YOUR TASK – Copy out exactly the lines from the one holding "Reproduce this screenshot" through the one holding "string; price: string", ends included; omit images.

EXTRACTED ENTRIES –
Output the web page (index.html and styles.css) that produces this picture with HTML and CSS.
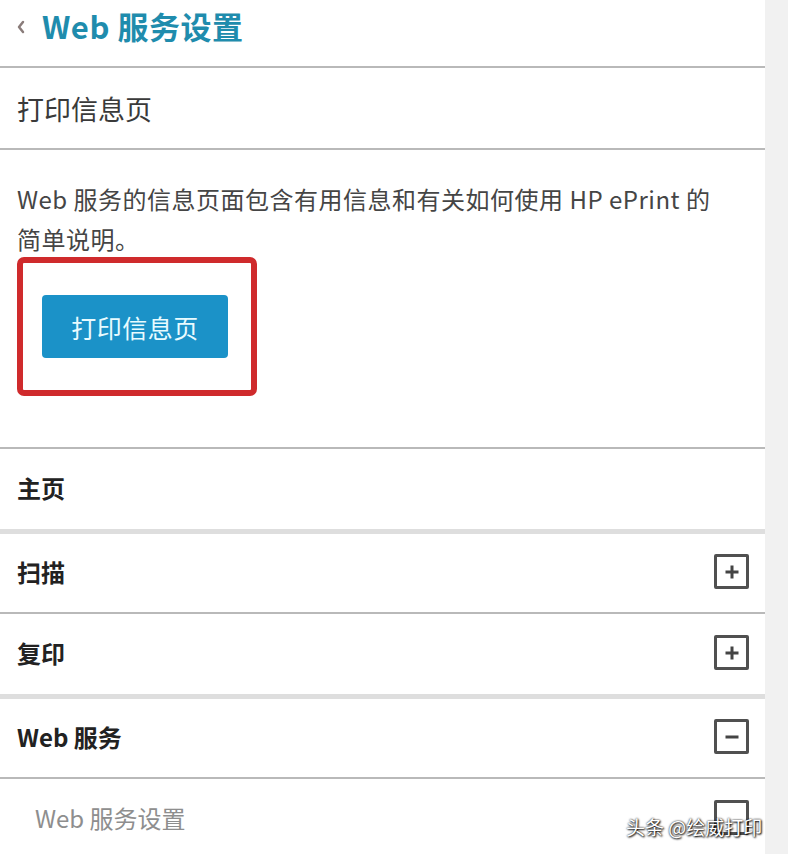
FILE: index.html
```html
<!DOCTYPE html>
<html lang="zh-CN">
<head>
  <meta charset="UTF-8" />
  <meta name="viewport" content="width=device-width, initial-scale=1.0"/>
  <title>Web 服务设置</title>
  <link rel="stylesheet" href="styles.css">
</head>
<body>
  <div class="page">
    <!-- CABECERA -->
    <header class="header">
      <svg class="back" width="10" height="14" viewBox="0 0 10 14">
        <polyline points="7,2 3,7 7,12" fill="none" stroke="#8a7c7a" stroke-width="2.5" stroke-linecap="round" stroke-linejoin="round"/>
      </svg>
      <h1 class="title">Web 服务设置</h1>
    </header>

    <div class="section-title">打印信息页</div>

    <!-- DESCRIPCIÓN + BOTÓN -->
    <div class="info">
      <p class="desc">Web 服务的信息页面包含有用信息和有关如何使用 HP ePrint 的<br>简单说明。</p>
      <div class="highlight">
        <button class="btn">打印信息页</button>
      </div>
    </div>

    <!-- MENÚ -->
    <div class="group">
      <div class="row"><span class="label">主页</span></div>
    </div>
    <div class="group">
      <div class="row lined">
        <span class="label">扫描</span>
        <span class="toggle plus"></span>
      </div>
      <div class="row">
        <span class="label">复印</span>
        <span class="toggle plus"></span>
      </div>
    </div>
    <div class="group">
      <div class="row lined">
        <span class="label">Web 服务</span>
        <span class="toggle minus"></span>
      </div>
      <div class="row sub">
        <span class="label">Web 服务设置</span>
        <span class="toggle"></span>
      </div>
    </div>
  </div>

  <!-- marca de agua -->
  <div class="watermark">头条 @绘威打印</div>
</body>
</html>
```

FILE: styles.css
```css
/* reseteo */
* {
  margin: 0;
  padding: 0;
  box-sizing: border-box;
}

body {
  background: #f1f1f1;
  font-family: "Noto Sans CJK SC", "Noto Sans", sans-serif;
  color: #333;
  height: 854px;
  overflow: hidden;
  position: relative;
}

/* columna blanca principal */
.page {
  width: 765px;
  min-height: 854px;
  background: #dedede;
}

/* cabecera */
.header {
  display: flex;
  align-items: center;
  gap: 16px;
  height: 68px;
  padding: 0 0 16px 16px;
  background: #fff;
  border-bottom: 2px solid #b9b9b9;
}

.back {
  margin-top: 4px;
}

.title {
  font-size: 31px;
  font-weight: 700;
  color: #1f8cad;
  line-height: 1;
  letter-spacing: 0.5px;
}

.section-title {
  display: flex;
  align-items: center;
  height: 82px;
  padding-left: 17px;
  font-size: 27px;
  color: #3a3a3a;
  background: #fff;
  border-bottom: 2px solid #b9b9b9;
}

/* descripción */
.info {
  background: #fff;
  padding: 29px 17px 51px;
  border-bottom: 2px solid #b9b9b9;
}

.desc {
  font-size: 24px;
  line-height: 40px;
  color: #454545;
  letter-spacing: 0.5px;
}

/* recuadro rojo */
.highlight {
  display: inline-block;
  margin-top: -2px;
  padding: 32px 23px 32px 19px;
  border: 6px solid #cf2a2c;
  border-radius: 7px;
}

.btn {
  display: block;
  width: 186px;
  height: 63px;
  border: none;
  border-radius: 4px;
  background: #1b92c8;
  color: #e8fbff;
  font-family: inherit;
  font-size: 25px;
  letter-spacing: 0.5px;
}

/* grupos del menú */
.group {
  background: #fff;
  margin-bottom: 5px;
}

.row {
  display: flex;
  align-items: center;
  justify-content: space-between;
  height: 80px;
  padding: 0 16px 3px 17px;
}

.row.lined {
  border-bottom: 2px solid #b9b9b9;
}

.label {
  font-size: 24px;
  font-weight: 700;
  color: #222;
}

.sub .label {
  padding-left: 18px;
  font-weight: 400;
  color: #8e8e8e;
}

/* cajas + / − */
.toggle {
  position: relative;
  width: 35px;
  height: 35px;
  border: 3px solid #505050;
  border-radius: 2px;
}

.toggle.plus::before,
.toggle.plus::after,
.toggle.minus::before {
  content: "";
  position: absolute;
  left: 50%;
  top: 50%;
  width: 13px;
  height: 3px;
  background: #444;
  transform: translate(-50%, -50%);
}

.toggle.plus::after {
  width: 3px;
  height: 13px;
}

/* marca de agua */
.watermark {
  position: absolute;
  left: 626px;
  top: 813px;
  font-size: 19px;
  color: #fff;
  text-shadow: 0 0 2px #000, 1px 1px 2px #000;
}
```
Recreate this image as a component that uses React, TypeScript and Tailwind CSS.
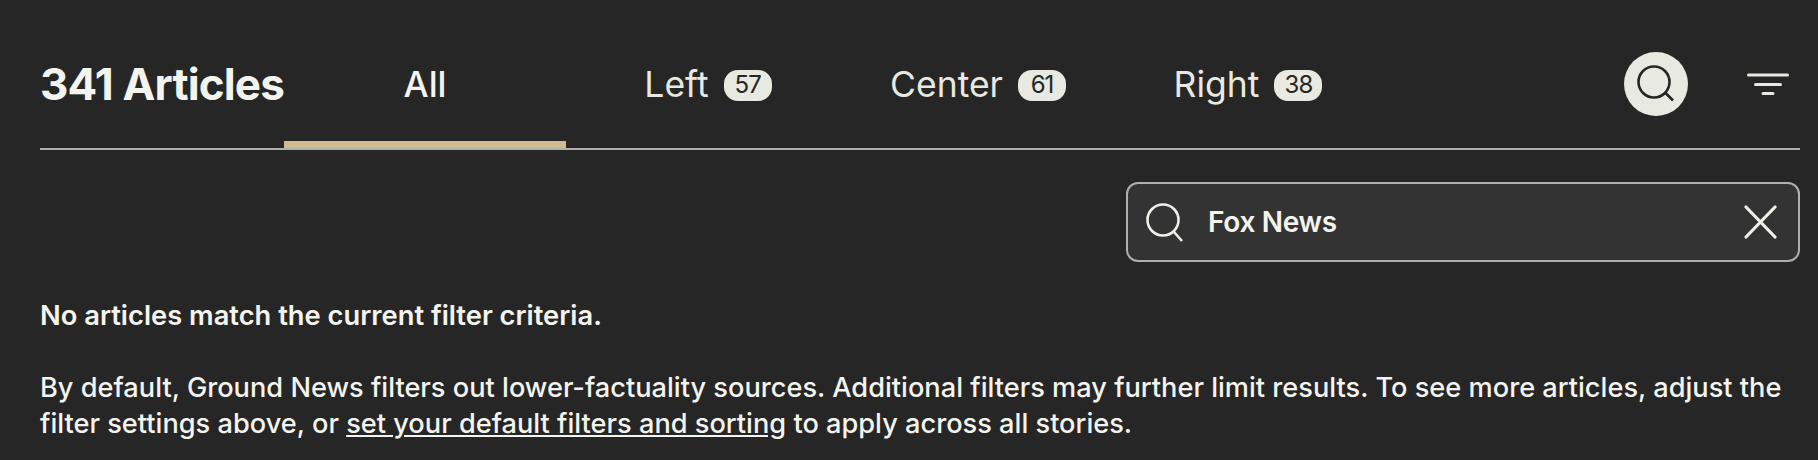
import React from "react";

const font = "font-['Inter',sans-serif]";

function Badge({ n }: { n: string }) {
  return (
    <span className="ml-[15px] flex h-[31px] w-[48px] items-center justify-center rounded-[14px] bg-[#e8e9e0] text-[24px] tracking-[-1px] text-[#262626]">
      {n}
    </span>
  );
}

function Tab({ label, n, width, active }: { label: string; n?: string; width: string; active?: boolean }) {
  return (
    <div className={`relative flex h-full items-center justify-center pt-[2px] ${width}`}>
      <span className={`text-[35.5px] ${active ? "font-medium text-[#f4f4ef]" : "text-[#e8e9e0]"}`}>{label}</span>
      {n && <Badge n={n} />}
      {active && <div className="absolute bottom-0 left-0 h-[7px] w-full bg-[#d2bb8f]" />}
    </div>
  );
}

export default function App() {
  return (
    <div className={`h-[460px] w-[1818px] overflow-hidden bg-[#262626] pl-10 pr-[18px] text-[#f4f4ef] ${font}`}>
      <div className="flex h-[150px] items-center border-b-2 border-[#b0b0a8] pt-[20px]">
        <div className="flex h-full w-full items-stretch">
          <div className="flex w-[244px] items-center whitespace-nowrap text-[44px] font-bold tracking-[-0.85px]">341 Articles</div>
          <Tab label="All" width="w-[282px]" active />
          <Tab label="Left" n="57" width="w-[284px]" />
          <Tab label="Center" n="61" width="w-[256px]" />
          <Tab label="Right" n="38" width="w-[284px]" />
          <div className="ml-auto flex items-center">
            <div className="flex h-16 w-16 items-center justify-center rounded-full bg-[#e8e9e0]">
              <svg width="40" height="40" viewBox="0 0 40 40" fill="none" stroke="#262626" strokeWidth="2.6">
                <circle cx="18" cy="18" r="15.5" />
                <path d="M29.5 29 L37 36.5" />
              </svg>
            </div>
            <svg className="ml-[59px] mr-[11px]" width="42" height="22" viewBox="0 0 42 22" fill="none" stroke="#e8e9e0" strokeWidth="3" strokeLinecap="round">
              <path d="M1.5 2H40.5M8.5 11.5H33.5M16 20.5H26" />
            </svg>
          </div>
        </div>
      </div>
      <div className="mt-8 flex justify-end">
        <div className="flex h-[80px] w-[674px] items-center rounded-[12px] border-2 border-[#b0b0a8] bg-[#333333] pl-[18px] pr-[21px]">
          <svg width="39" height="39" viewBox="0 0 39 39" fill="none" stroke="#f0f0ea" strokeWidth="2.6">
            <circle cx="17" cy="17" r="15.5" />
            <path d="M28 29 L36 38" />
          </svg>
          <span className="ml-[23px] text-[28px] font-semibold tracking-[-0.3px]">Fox News</span>
          <svg className="ml-auto" width="34" height="34" viewBox="0 0 34 34" fill="none" stroke="#f0f0ea" strokeWidth="3.2" strokeLinecap="round">
            <path d="M3 2L32 32M32 2L3 32" />
          </svg>
        </div>
      </div>
      <p className="mt-[36px] text-[27.3px] font-semibold leading-[36px]">No articles match the current filter criteria.</p>
      <p className="mt-[36px] w-[1760px] text-[27.2px] font-medium leading-[36px]">
        By default, Ground News filters out lower-factuality sources. Additional filters may further limit results. To see more articles, adjust the filter settings above, or <span className="underline">set your default filters and sorting</span> to apply across all stories.
      </p>
    </div>
  );
}
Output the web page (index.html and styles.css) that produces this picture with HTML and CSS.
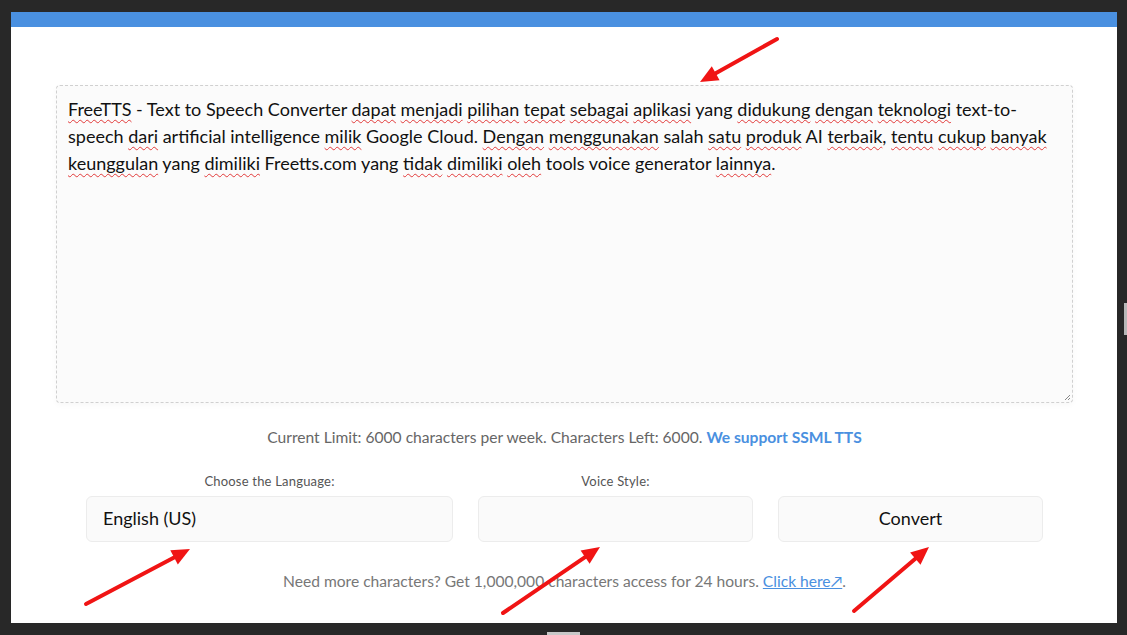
FILE: index.html
```html
<!DOCTYPE html>
<html lang="id">
<head>
<meta charset="utf-8">
<title>FreeTTS</title>
<link rel="stylesheet" href="styles.css">
</head>
<body>
<div class="frame">
  <div class="topbar"></div>
  <main class="main">
    <div class="editor">
      <p class="editor-text"><span class="sp">FreeTTS</span> - Text to Speech Converter <span class="sp">dapat</span> <span class="sp">menjadi</span> <span class="sp">pilihan</span> <span class="sp">tepat</span> <span class="sp">sebagai</span> <span class="sp">aplikasi</span> yang <span class="sp">didukung</span> <span class="sp">dengan</span> <span class="sp">teknologi</span> text-to-<br>speech <span class="sp">dari</span> artificial intelligence <span class="sp">milik</span> Google Cloud. <span class="sp">Dengan</span> <span class="sp">menggunakan</span> salah <span class="sp">satu</span> <span class="sp">produk</span> AI <span class="sp">terbaik</span>, <span class="sp">tentu</span> <span class="sp">cukup</span> <span class="sp">banyak</span><br><span class="sp">keunggulan</span> yang <span class="sp">dimiliki</span> Freetts.com yang <span class="sp">tidak</span> <span class="sp">dimiliki</span> <span class="sp">oleh</span> tools voice generator <span class="sp">lainnya</span>.</p>
      <svg class="grip" width="7" height="7" viewBox="0 0 7 7"><path d="M6 1 L1 6 M6 4 L4 6" stroke="#888" stroke-width="1"/></svg>
    </div>
    <p class="limit">Current Limit: 6000 characters per week. Characters Left: 6000. <a class="ssml" href="#">We support SSML TTS</a></p>
    <div class="controls">
      <label class="ctl-label">Choose the Language:</label>
      <label class="ctl-label">Voice Style:</label>
      <span></span>
      <div class="select">English (US)</div>
      <div class="select"></div>
      <button class="convert">Convert</button>
    </div>
    <p class="more">Need more characters? Get 1,000,000 characters access for 24 hours. <a class="more-link" href="#">Click here↗</a>.</p>
  </main>
</div>
<div class="scroll-thumb"></div>
<div class="bottom-tab"></div>
<svg class="arrows" width="1127" height="635" viewBox="0 0 1127 635">
  <g stroke="#f01414" stroke-width="4" stroke-linecap="round" fill="#f01414">
    <line x1="777" y1="39" x2="715.7" y2="73.2"/>
    <polygon stroke="none" points="700,82 711.8,66.2 719.6,80.2"/>
    <line x1="86" y1="604" x2="174.1" y2="557.4"/>
    <polygon stroke="none" points="190,549 177.8,564.5 170.3,550.3"/>
    <line x1="503" y1="613" x2="585.1" y2="557.1"/>
    <polygon stroke="none" points="600,547 589.6,563.7 580.6,550.5"/>
    <line x1="854" y1="611" x2="915.3" y2="558.7"/>
    <polygon stroke="none" points="929,547 920.5,564.8 910.1,552.6"/>
  </g>
</svg>
</body>
</html>
```

FILE: styles.css
```css
html, body {
  margin: 0;
  padding: 0;
}
body {
  background: #282828;
  width: 1127px;
  height: 635px;
  overflow: hidden;
  position: relative;
  font-family: "Lato", "Noto Sans", sans-serif;
}
.frame {
  margin: 12px 0 0 11px;
  width: 1106px;
  height: 611px;
  background: #ffffff;
}
.topbar {
  height: 15px;
  background: #4a90e0;
}
.main {
  padding: 58px 44px 0 45px;
}
.editor {
  position: relative;
  box-sizing: border-box;
  height: 318px;
  border: 1px dashed #d0d0d0;
  border-radius: 4px;
  background: #fbfbfb;
  padding: 10px 11px;
  box-shadow: 0 2px 6px rgba(0,0,0,0.03);
}
.editor-text {
  margin: 0;
  font-size: 18px;
  line-height: 27px;
  color: #111;
  white-space: nowrap;
}
.sp {
  text-decoration: underline wavy #e23a3a;
  text-decoration-thickness: 1px;
  text-underline-offset: 3px;
}
.grip {
  position: absolute;
  right: 1px;
  bottom: 1px;
}
.limit {
  margin: 24px 0 0;
  text-align: center;
  font-size: 15.6px;
  line-height: 20px;
  color: #666;
}
.ssml {
  color: #4a90e0;
  font-weight: bold;
  text-decoration: none;
}
.controls {
  display: grid;
  grid-template-columns: 367px 275px 265px;
  column-gap: 25px;
  row-gap: 7px;
  width: 957px;
  margin: 26px auto 0;
}
.ctl-label {
  text-align: center;
  font-size: 13px;
  letter-spacing: 0.2px;
  line-height: 16px;
  color: #555;
}
.select, .convert {
  box-sizing: border-box;
  height: 46px;
  border: 1px solid #ececec;
  border-radius: 6px;
  background: #fafafa;
  font-family: inherit;
  font-size: 18px;
  color: #111;
  padding-bottom: 3px;
}
.select {
  display: flex;
  align-items: center;
  padding-left: 16px;
  padding-right: 16px;
}
.convert {
  text-align: center;
  cursor: pointer;
}
.more {
  margin: 29px 0 0;
  text-align: center;
  font-size: 15.6px;
  line-height: 20px;
  color: #777;
}
.more-link {
  color: #4a90e0;
  text-decoration: underline;
}
.scroll-thumb {
  position: absolute;
  left: 1124px;
  top: 303px;
  width: 3px;
  height: 32px;
  background: #b8b8b8;
}
.bottom-tab {
  position: absolute;
  left: 547px;
  top: 632px;
  width: 33px;
  height: 3px;
  background: #c8c8c8;
}
.arrows {
  position: absolute;
  left: 0;
  top: 0;
  pointer-events: none;
}
```
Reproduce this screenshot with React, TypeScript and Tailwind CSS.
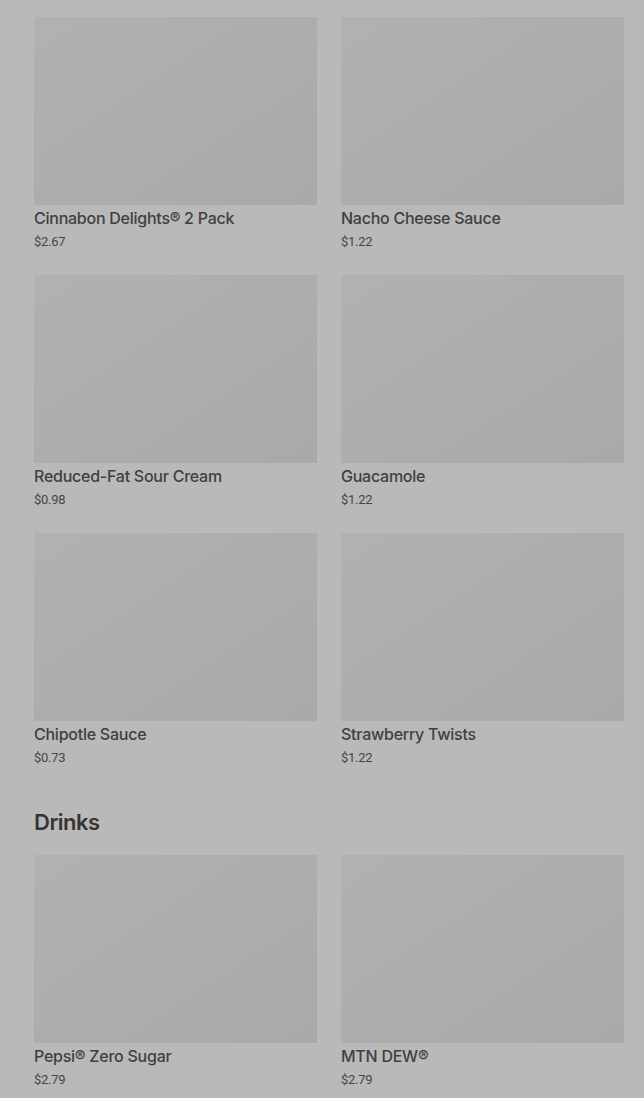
import React from 'react'

type Item = { name: string; price: string }

const sides: Item[] = [
    { name: 'Cinnabon Delights® 2 Pack', price: '$2.67' },
    { name: 'Nacho Cheese Sauce', price: '$1.22' },
    { name: 'Reduced-Fat Sour Cream', price: '$0.98' },
    { name: 'Guacamole', price: '$1.22' },
    { name: 'Chipotle Sauce', price: '$0.73' },
    { name: 'Strawberry Twists', price: '$1.22' },
]

const drinks: Item[] = [
    { name: 'Pepsi® Zero Sugar', price: '$2.79' },
    { name: 'MTN DEW®', price: '$2.79' },
]

const Card = ({ item }: { item: Item }) => (
    <div className="flex flex-col">
        <div className="h-[188px] w-full bg-gradient-to-br from-[#b1b1b1] to-[#a9a9a9]" />
        <div className="text-[16px] leading-[27px] font-medium tracking-[-0.25px] text-[#404040]">
            {item.name}
        </div>
        <div className="text-[13px] leading-[19px] text-[#454545] font-['Roboto',sans-serif] tracking-[-0.3px]">
            {item.price}
        </div>
    </div>
)

const App = () => {
    return (
        <div className="min-h-[1098px] bg-[#b9b9b9] pl-[34px] pr-[20px] pt-[17px] font-['Inter',sans-serif]">
            <div className="grid grid-cols-2 gap-x-[24px] gap-y-[24px]">
                {sides.map((item) => (
                    <Card key={item.name} item={item} />
                ))}
            </div>
            <h2 className="mt-[41px] mb-[19px] text-[22px] leading-7 font-semibold tracking-[-0.5px] text-[#353535]">
                Drinks
            </h2>
            <div className="grid grid-cols-2 gap-x-[24px] gap-y-[24px]">
                {drinks.map((item) => (
                    <Card key={item.name} item={item} />
                ))}
            </div>
        </div>
    )
}

export default App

RESULT OF THE EXERCISE –
Reproduce this screenshot with React, TypeScript and Tailwind CSS.
import React from 'react'

type Item = { name: string; price: string }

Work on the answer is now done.